→ Input material:
——————

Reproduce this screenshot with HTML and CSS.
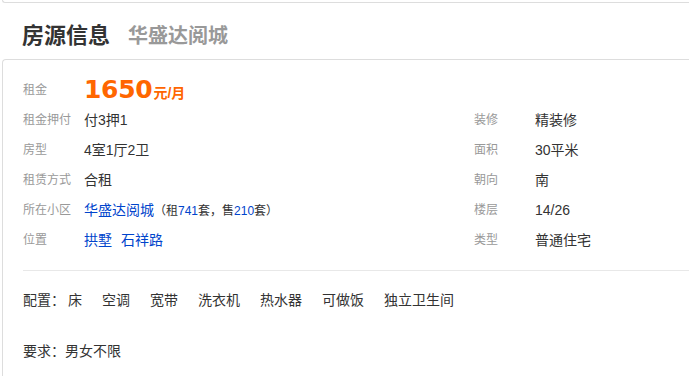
FILE: index.html
```html
<!DOCTYPE html>
<html lang="zh-CN">
<head>
  <meta charset="UTF-8" />
  <title>房源信息</title>
  <link rel="stylesheet" href="styles.css">
</head>
<body>
  <div class="prev-box"></div>

  <h2 class="title">房源信息<span class="sub">华盛达阅城</span></h2>

  <div class="info-box">
    <div class="grid">
      <div class="label">租金</div>
      <div class="value price-cell"><span class="price">1650</span><span class="unit">元/月</span></div>

      <div class="label">租金押付</div>
      <div class="value">付3押1</div>
      <div class="label">装修</div>
      <div class="value">精装修</div>

      <div class="label">房型</div>
      <div class="value">4室1厅2卫</div>
      <div class="label">面积</div>
      <div class="value">30平米</div>

      <div class="label">租赁方式</div>
      <div class="value">合租</div>
      <div class="label">朝向</div>
      <div class="value">南</div>

      <div class="label">所在小区</div>
      <div class="value"><a href="#" class="link">华盛达阅城</a><span class="count">（租<em>741</em>套，售<em>210</em>套）</span></div>
      <div class="label">楼层</div>
      <div class="value">14/26</div>

      <div class="label">位置</div>
      <div class="value"><a href="#" class="link">拱墅</a><a href="#" class="link gap">石祥路</a></div>
      <div class="label">类型</div>
      <div class="value">普通住宅</div>
    </div>

    <hr class="line">

    <div class="config">
      <span>配置：</span><span class="item">床</span><span class="item">空调</span><span class="item">宽带</span><span class="item">洗衣机</span><span class="item">热水器</span><span class="item">可做饭</span><span class="item">独立卫生间</span>
    </div>
    <div class="require">要求：男女不限</div>
  </div>
</body>
</html>
```

FILE: styles.css
```css
body {
  margin: 0;
  font-family: "Liberation Sans", "Noto Sans CJK SC", sans-serif;
  font-size: 14px;
  color: #333;
  background: #fff;
  overflow: hidden;
}
.prev-box {
  height: 2px;
  margin-left: 2px;
  border-left: 1px solid #ddd;
  border-bottom: 1px solid #ddd;
  border-bottom-left-radius: 4px;
}
.title {
  margin: 0;
  padding: 18px 0 8px 22px;
  font-size: 22px;
  line-height: 30px;
  font-weight: bold;
  color: #333;
}
.sub {
  margin-left: 18px;
  font-size: 20px;
  color: #999;
}
.info-box {
  margin-left: 2px;
  border-top: 1px solid #ddd;
  border-left: 1px solid #ddd;
  border-top-left-radius: 4px;
  padding: 15px 0 0 20px;
  height: 301px;
}
.grid {
  display: grid;
  grid-template-columns: 61px 390px 61px 1fr;
  grid-auto-rows: 30px;
  line-height: 30px;
}
.label {
  font-size: 12px;
  color: #999;
}
.value {
  white-space: nowrap;
}
.price-cell {
  grid-column: 2 / 5;
  color: #ff6600;
}
.price {
  font-family: "DejaVu Sans", sans-serif;
  font-size: 25px;
  font-weight: bold;
  letter-spacing: -0.3px;
}
.unit {
  font-size: 14px;
  font-weight: bold;
  margin-left: 1px;
}
.link {
  color: #0044cc;
  text-decoration: none;
}
.gap {
  margin-left: 9px;
}
.count {
  font-size: 12px;
  color: #333;
}
.count em {
  font-style: normal;
  color: #0044cc;
}
.line {
  margin: 15px 0 0;
  border: none;
  border-top: 1px solid #e8e8e8;
}
.config {
  margin-top: 14px;
  line-height: 30px;
}
.config .item {
  margin-right: 20px;
}
.config span:first-child + .item {
  margin-left: 3px;
}
.require {
  margin-top: 21px;
  line-height: 30px;
}
```
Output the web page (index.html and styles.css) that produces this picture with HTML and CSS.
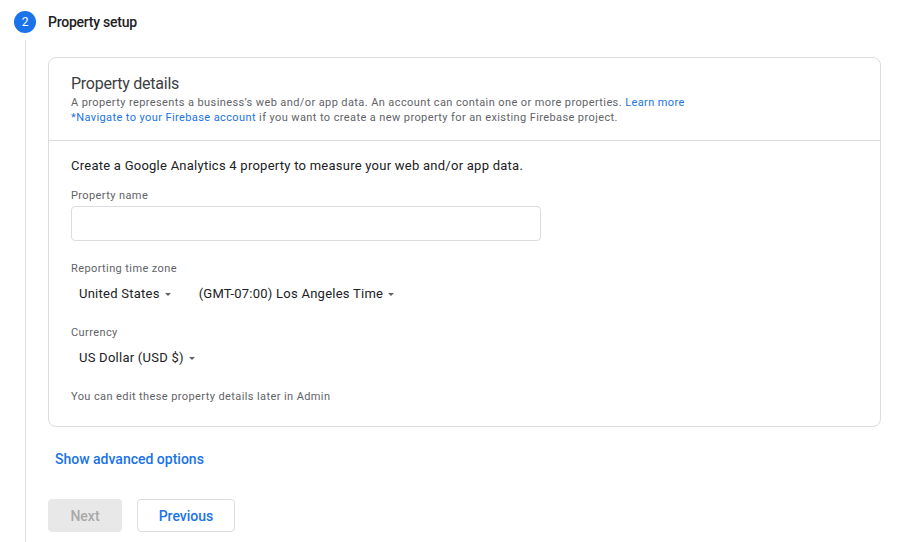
FILE: index.html
```html
<!DOCTYPE html>
<html>
<head>
<meta charset="utf-8">
<link rel="stylesheet" href="styles.css">
</head>
<body>
<div class="step">
  <div class="step-header">
    <span class="step-num">2</span>
    <span class="step-title">Property setup</span>
  </div>
  <div class="step-body">
    <div class="card">
      <div class="card-head">
        <div class="card-title">Property details</div>
        <div class="card-desc">A property represents a business’s web and/or app data. An account can contain one or more properties. <a class="link">Learn more</a></div>
        <div class="card-desc"><a class="link">*Navigate to your Firebase account</a> if you want to create a new property for an existing Firebase project.</div>
      </div>
      <div class="card-content">
        <div class="intro">Create a Google Analytics 4 property to measure your web and/or app data.</div>
        <div class="label label-first">Property name</div>
        <div class="input"></div>
        <div class="label">Reporting time zone</div>
        <div class="selects">
          <div class="select">United States <span class="caret"></span></div>
          <div class="select">(GMT-07:00) Los Angeles Time <span class="caret"></span></div>
        </div>
        <div class="label">Currency</div>
        <div class="selects">
          <div class="select">US Dollar (USD $) <span class="caret"></span></div>
        </div>
        <div class="note">You can edit these property details later in Admin</div>
      </div>
    </div>
    <div class="advanced">Show advanced options</div>
    <div class="buttons">
      <div class="btn btn-disabled">Next</div>
      <div class="btn btn-outline">Previous</div>
    </div>
  </div>
</div>
</body>
</html>
```
FILE: styles.css
```css
* { box-sizing: border-box; }
html, body { margin: 0; background: #fff; }
body {
  font-family: Roboto, "Liberation Sans", sans-serif;
  color: #202124;
  height: 542px;
  overflow: hidden;
}
.step-header {
  display: flex;
  align-items: center;
  padding: 11px 0 0 14px;
  height: 33px;
}
.step-num {
  width: 22px;
  height: 22px;
  border-radius: 50%;
  background: #1a73e8;
  color: #fff;
  font-size: 12px;
  display: flex;
  align-items: center;
  justify-content: center;
}
.step-title {
  margin-left: 12px;
  font-size: 14px;
  font-weight: 500;
  color: #202124;
  letter-spacing: -0.25px;
}
.step-body {
  margin-left: 25px;
  margin-top: 7px;
  border-left: 1px solid #dadce0;
  padding: 17px 19px 20px 22px;
  min-height: 520px;
}
.card {
  border: 1px solid #dadce0;
  border-radius: 8px;
}
.card-head {
  padding: 16px 22px 15px 22px;
  border-bottom: 1px solid #dadce0;
}
.card-title {
  font-size: 16px;
  line-height: 20px;
  color: #3c4043;
  margin-bottom: 1px;
  letter-spacing: -0.25px;
}
.card-desc {
  font-size: 11px;
  line-height: 15px;
  color: #5f6368;
  letter-spacing: 0.4px;
}
.link { color: #1a73e8; }
.card-content {
  padding: 16px 22px 22px 22px;
}
.intro {
  font-size: 13px;
  line-height: 18px;
  color: #202124;
  letter-spacing: 0.25px;
}
.label {
  font-size: 11px;
  line-height: 14px;
  color: #5f6368;
  margin-top: 21px;
  letter-spacing: 0.4px;
}
.label-first { margin-top: 14px; }
.input {
  width: 470px;
  height: 35px;
  margin-top: 3px;
  border: 1px solid #dadce0;
  border-radius: 4px;
}
.selects {
  display: flex;
  gap: 20px;
  margin-top: 9px;
}
.select {
  display: flex;
  align-items: center;
  padding-left: 8px;
  font-size: 13px;
  line-height: 18px;
  color: #202124;
  letter-spacing: 0.25px;
}
.caret {
  margin-left: 5px;
  width: 0;
  height: 0;
  border-left: 3.5px solid transparent;
  border-right: 3.5px solid transparent;
  border-top: 3.5px solid #5f6368;
}
.selects + .label { margin-top: 23px; }
.note {
  margin-top: 23px;
  font-size: 11px;
  line-height: 14px;
  color: #5f6368;
  letter-spacing: 0.4px;
}
.advanced {
  margin-top: 23px;
  padding-left: 7px;
  font-size: 14px;
  line-height: 18px;
  font-weight: 500;
  color: #1a73e8;
}
.buttons {
  display: flex;
  gap: 15px;
  margin-top: 31px;
}
.btn {
  height: 33px;
  border-radius: 4px;
  display: flex;
  align-items: center;
  justify-content: center;
  font-size: 14px;
  font-weight: 500;
}
.btn-disabled {
  width: 74px;
  background: #e8e8e8;
  color: #a8a8a8;
}
.btn-outline {
  width: 98px;
  border: 1px solid #dadce0;
  color: #1a73e8;
}
```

——————

→ Written exercise:
Filter lines by "styles" and return each hit.

→ Full solution:
  <link rel="stylesheet" href="styles.css">
FILE: styles.css
Output the web page (index.html and styles.css) that produces this picture with HTML and CSS.
<link rel="stylesheet" href="styles.css">
FILE: styles.css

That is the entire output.